Talking about sculpture at the opening night of OmenaArt Foundation’s TOP CHARITY Exhibition, Wilánow Palace, Warsaw, April 2025
Gustavo de Vasconcellos with "Mulher do bengaleiro”, Lisbon, 1937
Isabel de Vasconcellos is a writer, curator, moderator and cultural producer specialising in sculpture and public art. Her work focuses on how ambitious artworks are realised beyond the studio, and how artistic thinking is translated for institutions, commissioners and public audiences over time.
Over more than two decades, she has worked alongside internationally recognised artists on major public commissions and exhibitions across Europe, Asia, Australia and the Americas, developing a practice that bridges production, interpretation and public conversation. Collaborating closely with fabricators, engineers, designers and curatorial teams, she brings long-term insight into the practical and conceptual challenges of working at scale in shared space.
Her expertise in public art led to a commission from the Mayor of London to write Fourth Plinth: How London Created the Smallest Sculpture Park in the World, a project that deepened her research into commissioning structures, public reception and the evolving civic role of sculpture.
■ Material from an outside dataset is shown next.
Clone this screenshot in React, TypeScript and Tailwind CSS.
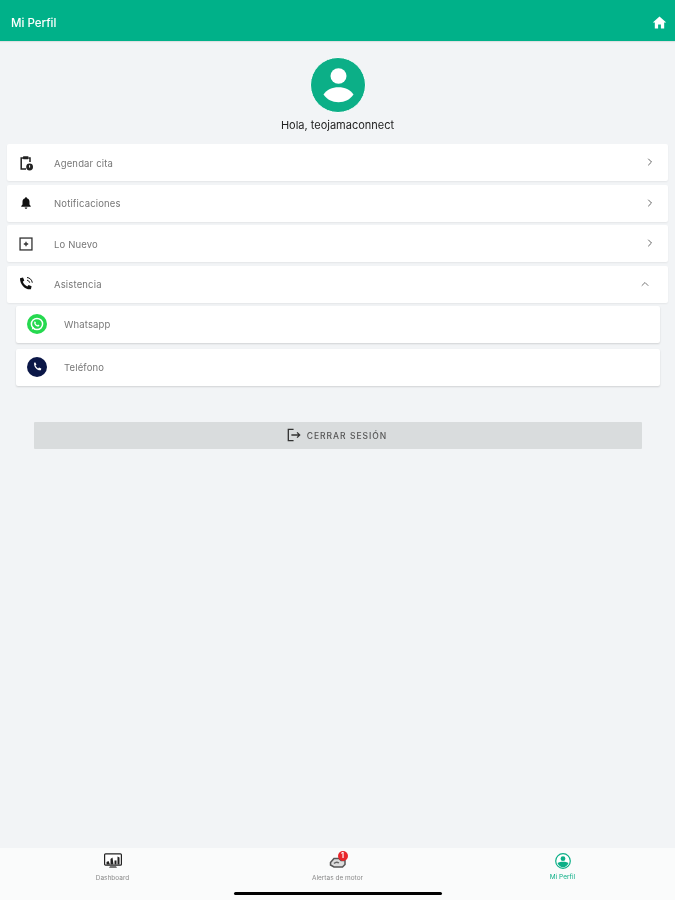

Isabel’s career began at the intersection of galleries, museums and artists during a pivotal period in contemporary art, working with White Cube before joining Antony Gormley’s studio to help deliver major public artworks including Quantum Cloud for the Millennium Dome. Alongside production, she has written widely on contemporary art and collaborated on publications including Tony Godfrey’s Conceptual Art for Phaidon’s Art & Ideas series.
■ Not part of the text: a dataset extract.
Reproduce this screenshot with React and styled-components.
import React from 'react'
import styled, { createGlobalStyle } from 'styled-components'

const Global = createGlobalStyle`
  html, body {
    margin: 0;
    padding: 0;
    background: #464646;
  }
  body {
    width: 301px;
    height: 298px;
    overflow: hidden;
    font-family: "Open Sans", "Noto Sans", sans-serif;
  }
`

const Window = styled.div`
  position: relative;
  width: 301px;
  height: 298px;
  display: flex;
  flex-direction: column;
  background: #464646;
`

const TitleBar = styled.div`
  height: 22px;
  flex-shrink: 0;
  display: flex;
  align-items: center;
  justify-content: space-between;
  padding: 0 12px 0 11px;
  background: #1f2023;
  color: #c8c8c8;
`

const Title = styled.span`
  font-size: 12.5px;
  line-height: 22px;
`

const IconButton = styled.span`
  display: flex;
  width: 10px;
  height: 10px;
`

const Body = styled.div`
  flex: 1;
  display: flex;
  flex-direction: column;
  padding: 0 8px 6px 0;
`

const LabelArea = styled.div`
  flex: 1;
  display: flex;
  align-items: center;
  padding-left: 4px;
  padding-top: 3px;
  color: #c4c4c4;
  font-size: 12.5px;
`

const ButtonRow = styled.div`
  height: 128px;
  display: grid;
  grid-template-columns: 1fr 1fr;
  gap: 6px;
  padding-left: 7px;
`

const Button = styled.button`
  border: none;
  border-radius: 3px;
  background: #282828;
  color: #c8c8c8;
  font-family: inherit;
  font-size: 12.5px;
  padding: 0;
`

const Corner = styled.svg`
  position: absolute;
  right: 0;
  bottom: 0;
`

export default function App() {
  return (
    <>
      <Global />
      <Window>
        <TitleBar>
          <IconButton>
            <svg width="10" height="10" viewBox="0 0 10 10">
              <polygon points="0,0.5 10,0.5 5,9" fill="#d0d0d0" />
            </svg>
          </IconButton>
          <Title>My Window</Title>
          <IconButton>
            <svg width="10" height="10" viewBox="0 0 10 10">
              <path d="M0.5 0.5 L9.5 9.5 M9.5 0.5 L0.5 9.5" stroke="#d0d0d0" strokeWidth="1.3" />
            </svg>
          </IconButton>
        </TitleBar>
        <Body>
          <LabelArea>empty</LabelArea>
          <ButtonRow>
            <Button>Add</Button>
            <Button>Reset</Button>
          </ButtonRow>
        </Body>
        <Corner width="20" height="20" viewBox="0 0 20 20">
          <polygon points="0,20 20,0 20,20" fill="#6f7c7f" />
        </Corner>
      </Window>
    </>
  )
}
Since establishing her independent practice in 2009, she has advised museums, cultural organisations and commissioning bodies on artist-led programmes, exhibitions and complex projects, supporting teams from early development through to public engagement. Her approach combines curatorial sensitivity with production experience, helping organisations anticipate pressure points, strengthen dialogue and build meaningful context around work unfolding in public.
She created and presents long-running artist conversation programmes, including the Royal Society of Sculptors’ Behind the Studio Doors, exploring studio practice, collaboration and decision-making across international sculptural practice. These sustained dialogues inform her writing, moderation and advisory work.
Isabel writes, speaks and advises on how ambitious artworks are realised, drawing on long-term conversations with artists and experience producing major public commissions internationally.
She collaborates with a trusted network of specialists to realise exhibitions and permanent and temporary public artworks with a culturally informed, artist-centred approach.
Born in Lisbon and raised between London and Brussels, she studied Modern History and French at Oxford University and completed an M.A. in Post-War and Contemporary Art at Sotheby’s Institute of Art. She is a Fellow of the Royal Society of Arts and a Patron of AIDS Memory UK, the campaign for a London AIDS memorial.